Young John Gerard matriculated at Oxford at age eleven, but when he was asked to make a Declaration of Faith and renounce the Catholic religion to continue, he withdrew. Surprisingly, he obtained permission from an Anglican bishop to continue his studies abroad. He headed to the Jesuit College in Douai, the institution founded by the militant activist Cardinal William Allen, the man behind the Jesuit mission to England.
When the establishment moved to Rheims in 1578, John Gerard went with it. He was still far too young to be inducted into the Society of Jesus. Quite incidentally, the timing of his three-year stay in Rheims fits perfectly into my plotline for Deliverance of the Lamb.
He began his mission to England in 1582.
Like all Catholic priests of his day, he was aware of the risks involved if he were identified as a priest. Early during his mission he spent a year in Marshalsea prison, which left him not the least dismayed. He had plenty of time to study while confined. Eventually, he was bailed by none other than Anthony Babington of the infamous Babington Plot, a plan designed to place Marie Stuart on the English throne. Gerard's life story is filled with names of aristocrats associated with plots to supplant Elizabeth with her Catholic cousin Marie Stuart. Elizabeth’s fears were more than paranoid delusions.

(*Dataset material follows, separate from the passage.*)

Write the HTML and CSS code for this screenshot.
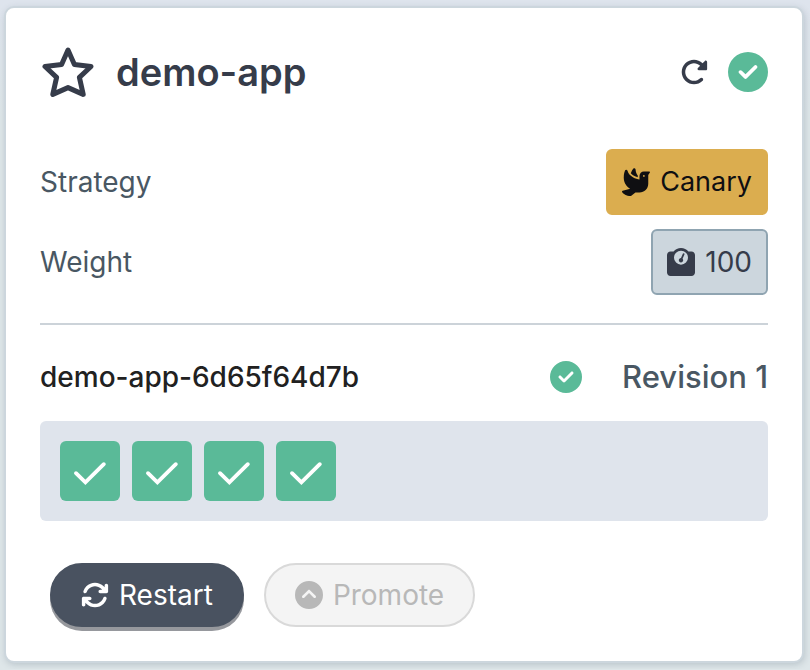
FILE: index.html
```
<!DOCTYPE html>
<html lang="en">
<head>
<meta charset="utf-8">
<meta name="viewport" content="width=device-width, initial-scale=1">
<title>demo-app</title>
<link rel="stylesheet" href="styles.css">
</head>
<body>
<svg class="sprite" aria-hidden="true">
  <symbol id="circle-check" viewBox="0 0 512 512"><path d="M256 512A256 256 0 1 0 256 0a256 256 0 1 0 0 512zM369 209L241 337c-9.4 9.4-24.6 9.4-33.9 0l-64-64c-9.4-9.4-9.4-24.6 0-33.9s24.6-9.4 33.9 0l47 47L335 175c9.4-9.4 24.6-9.4 33.9 0s9.4 24.6 0 33.9z"/></symbol>
  <symbol id="check" viewBox="0 0 60 60"><path d="M16 32.2L25.4 41.3L43.8 23.2" fill="none" stroke="currentColor" stroke-width="3.9" stroke-linecap="round" stroke-linejoin="miter"/></symbol>
</svg>
<main class="card">
  <header class="header">
    <button class="icon-button" type="button" aria-label="Favorite">
      <svg class="star" viewBox="0 0 56 50" aria-hidden="true"><path d="M28 3L34.4 17.4L51 19.5L39.4 30.4L43.2 47.4L28 40.6L12.8 47.4L16.6 30.4L5 19.5L21.6 17.4Z" fill="none" stroke="currentColor" stroke-width="5" stroke-linejoin="round"/></svg>
    </button>
    <h1 class="title">demo-app</h1>
    <button class="icon-button" type="button" aria-label="Refresh">
      <svg class="icon" viewBox="0 0 512 512" aria-hidden="true"><path d="M463.5 224H472c13.3 0 24-10.7 24-24V72c0-9.7-5.8-18.5-14.8-22.2s-19.3-1.7-26.2 5.2L413.4 96.6c-87.6-86.5-228.7-86.2-315.8 1c-87.5 87.5-87.5 229.3 0 316.8s229.3 87.5 316.8 0c12.5-12.5 12.5-32.8 0-45.3s-32.8-12.5-45.3 0c-62.5 62.5-163.8 62.5-226.3 0s-62.5-163.8 0-226.3c62.2-62.2 162.7-62.5 225.3-1L327 183c-6.9 6.9-8.9 17.2-5.2 26.2s12.5 14.8 22.2 14.8H463.5z"/></svg>
    </button>
    <svg class="status status-large" role="img" aria-label="Healthy"><use href="#circle-check"/></svg>
  </header>
  <dl class="info">
    <div class="row">
      <dt>Strategy</dt>
      <dd class="tag tag-canary">
        <svg class="icon" viewBox="0 0 512 512" aria-hidden="true"><path d="M160.8 96.5c14 17 31 30.9 49.5 42.2c25.9 15.8 53.7 25.9 77.7 31.6V138.8C265.8 108.5 250 71.5 248.6 28c-.4-11.3-7.5-21.5-18.4-24.4c-7.6-2-15.8-.2-21 5.8c-13.3 15.4-32.7 44.6-48.4 87.2zM320 144v30.6l0 0v1.3l0 0 0 32.1c-60.8-5.1-185-43.8-219.3-157.2C97.4 40 87.9 32 76.6 32c-7.9 0-15.3 3.9-18.8 11C46.8 65.9 32 112.1 32 176c0 116.9 80.1 180.5 118.4 202.8L11.8 416.6C6.7 418 2.6 421.8 .9 426.8s-.8 10.6 2.3 14.8C21.7 466.2 77.3 512 160 512c3.6 0 7.2-1.2 10-3.5L245.6 448H320c88.4 0 160-71.6 160-160V128l29.9-44.9c1.3-2 2.1-4.4 2.1-6.8c0-6.8-5.5-12.3-12.3-12.3H400c-44.2 0-80 35.8-80 80zm80-16a16 16 0 1 1 0 32 16 16 0 1 1 0-32z"/></svg>
        Canary
      </dd>
    </div>
    <div class="row">
      <dt>Weight</dt>
      <dd class="tag">
        <svg class="icon" viewBox="0 0 512 512" aria-hidden="true"><path d="M128 176a128 128 0 1 1 256 0 128 128 0 1 1 -256 0zM391.8 64C359.5 24.9 310.7 0 256 0S152.5 24.9 120.2 64H64C28.7 64 0 92.7 0 128V448c0 35.3 28.7 64 64 64H448c35.3 0 64-28.7 64-64V128c0-35.3-28.7-64-64-64H391.8zM296 224c0-10.6-4.1-20.2-10.9-27.4l33.6-78.3c3.5-8.1-.3-17.5-8.4-21s-17.5 .3-21 8.4L255.7 184c-22 .1-39.7 18-39.7 40c0 22.1 17.9 40 40 40s40-17.9 40-40z"/></svg>
        100
      </dd>
    </div>
  </dl>
  <section class="replicaset">
    <div class="replicaset-head">
      <h2 class="name">demo-app-6d65f64d7b</h2>
      <svg class="status" role="img" aria-label="Healthy"><use href="#circle-check"/></svg>
      <span class="revision">Revision 1</span>
    </div>
    <ul class="pods">
      <li class="pod"><svg class="pod-icon" role="img" aria-label="Running"><use href="#check"/></svg></li>
      <li class="pod"><svg class="pod-icon" role="img" aria-label="Running"><use href="#check"/></svg></li>
      <li class="pod"><svg class="pod-icon" role="img" aria-label="Running"><use href="#check"/></svg></li>
      <li class="pod"><svg class="pod-icon" role="img" aria-label="Running"><use href="#check"/></svg></li>
    </ul>
  </section>
  <footer class="actions">
    <button class="button button-primary" type="button">
      <svg class="icon" viewBox="0 0 512 512" aria-hidden="true"><path d="M105.1 202.6c7.7-21.8 20.2-42.3 37.8-59.8c62.5-62.5 163.8-62.5 226.3 0L386.3 160H352c-17.7 0-32 14.3-32 32s14.3 32 32 32H463.5c0 0 0 0 0 0h.4c17.7 0 32-14.3 32-32V80c0-17.7-14.3-32-32-32s-32 14.3-32 32v35.2L414.4 97.6c-87.5-87.5-229.3-87.5-316.8 0C73.2 122 55.6 150.7 44.8 181.4c-5.9 16.7 2.9 34.9 19.5 40.8s34.9-2.9 40.8-19.5zM39 289.3c-5 1.5-9.8 4.2-13.7 8.2c-4 4-6.7 8.8-8.1 14c-.3 1.2-.6 2.5-.8 3.8c-.3 1.7-.4 3.4-.4 5.1V432c0 17.7 14.3 32 32 32s32-14.3 32-32V396.9l17.6 17.5 0 0c87.5 87.4 229.3 87.4 316.7 0c24.4-24.4 42.1-53.1 52.9-83.7c5.9-16.7-2.9-34.9-19.5-40.8s-34.9 2.9-40.8 19.5c-7.7 21.8-20.2 42.3-37.8 59.8c-62.5 62.5-163.8 62.5-226.3 0l-.1-.1L125.6 352H160c17.7 0 32-14.3 32-32s-14.3-32-32-32H48.4c-1.6 0-3.2 .1-4.8 .3s-3.1 .5-4.6 1z"/></svg>
      Restart
    </button>
    <button class="button" type="button" disabled>
      <svg class="icon" viewBox="0 0 512 512" aria-hidden="true"><path d="M256 0a256 256 0 1 0 0 512A256 256 0 1 0 256 0zM377 271c9.4 9.4 9.4 24.6 0 33.9s-24.6 9.4-33.9 0l-87-87-87 87c-9.4 9.4-24.6 9.4-33.9 0s-9.4-24.6 0-33.9L239 167c9.4-9.4 24.6-9.4 33.9 0L377 271z"/></svg>
      Promote
    </button>
  </footer>
</main>
</body>
</html>
```
FILE: styles.css
```
* {
  box-sizing: border-box;
}

body {
  margin: 0;
  padding: 6px 6px 6px 4px;
  background: #dee6e9 linear-gradient(#dee4ed, #dee6e9 120px) no-repeat;
  color: #495763;
  font: 28px/32px Inter, "Liberation Sans", sans-serif;
}

svg {
  display: block;
  flex: none;
  fill: currentColor;
}

.sprite {
  position: absolute;
  width: 0;
  height: 0;
}

.card {
  padding: 32px 34px;
  border: 2px solid #ccd6dd;
  border-radius: 10px;
  background: #fff;
  box-shadow: 1px 2px 6px rgba(109, 127, 139, 0.3);
}

.header {
  display: flex;
  align-items: center;
  gap: 20px;
  height: 64px;
  color: #363c4a;
}

.icon-button {
  padding: 0;
  border: 0;
  background: none;
  color: inherit;
  cursor: pointer;
}

.star {
  width: 56px;
  height: 50px;
}

.icon {
  width: 28px;
  height: 28px;
}

.title {
  flex: 1;
  margin: 0;
  font-size: 38px;
  font-weight: 600;
  line-height: 48px;
}

.status {
  width: 32px;
  height: 32px;
  color: #5aba98;
}

.status-large {
  width: 40px;
  height: 40px;
}

.info {
  display: grid;
  gap: 14px;
  margin: 45px 0 0;
  padding-bottom: 28px;
  border-bottom: 2px solid #ccd3d9;
}

.row {
  display: flex;
  align-items: center;
  justify-content: space-between;
}

.tag {
  display: flex;
  align-items: center;
  gap: 10px;
  height: 66px;
  margin: 0;
  padding: 0 14px;
  border: 2px solid #8fa4b1;
  border-radius: 6px;
  background: #ccd6dd;
  color: #363c4a;
}

.tag-canary {
  border-color: #dbad4f;
  background: #dbad4f;
  color: #0f0f12;
  font-size: 27px;
}

.replicaset-head {
  display: flex;
  align-items: center;
  height: 40px;
  margin: 32px 0 24px;
}

.name {
  flex: 1;
  margin: 0;
  color: #212121;
  font-size: 28px;
  font-weight: 500;
}

.revision {
  margin-left: 40px;
  font-size: 31px;
  font-weight: 500;
}

.pods {
  display: flex;
  flex-wrap: wrap;
  gap: 12px;
  margin: 0;
  padding: 20px;
  border-radius: 6px;
  background: #dfe4ec;
  list-style: none;
}

.pod {
  width: 60px;
  height: 60px;
  border-radius: 6px;
  background: #5aba98;
  color: #fff;
}

.pod-icon {
  width: 60px;
  height: 60px;
}

.actions {
  display: flex;
  gap: 20px;
  margin: 42px 10px 2px;
}

.button {
  display: flex;
  align-items: center;
  gap: 10px;
  height: 64px;
  padding: 0 29px;
  border: 2px solid #d9d9d9;
  border-radius: 32px;
  background: #f4f4f4;
  color: #b8b8b8;
  font: inherit;
}

.button-primary {
  border-color: #495260;
  background: #495260;
  box-shadow: 0 4px 0 #96989d;
  color: #fff;
  cursor: pointer;
}
```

It helps to remember that until the second quarter of the 16th Century, England had been a Catholic country led by the Pope’s Defender of the Faith, King Henry the Eighth. The popular mid-Twentieth century adage, You Cannot Legislate Morality applied then as now.
After he was bailed out of jail by Babington, Gerard jumped parole and returned to Europe and eventually settled in Rome. He was still young to be inducted into the Jesuit order but after a period of accelerated but rigorous study under Cardinal Allen's oversight, he was ordained and ordered to proceed to London. This is the journey north to Paris and the coast which was observed by Walsingham's spies. He and three other priests including his good friend Father Oldecorne eventually boarded a ship headed for the English coast. They did not disembark until they were north of London, where Gerard predicted matters would be quiet. However, the Watchers were on the lookout. To be less obvious, the group split up. While the incident described earlier went well, a few days later he encountered a patrol and was taken into custody. At the time, Gerard told a convincing story to the men who detained him and charmed his way out of it.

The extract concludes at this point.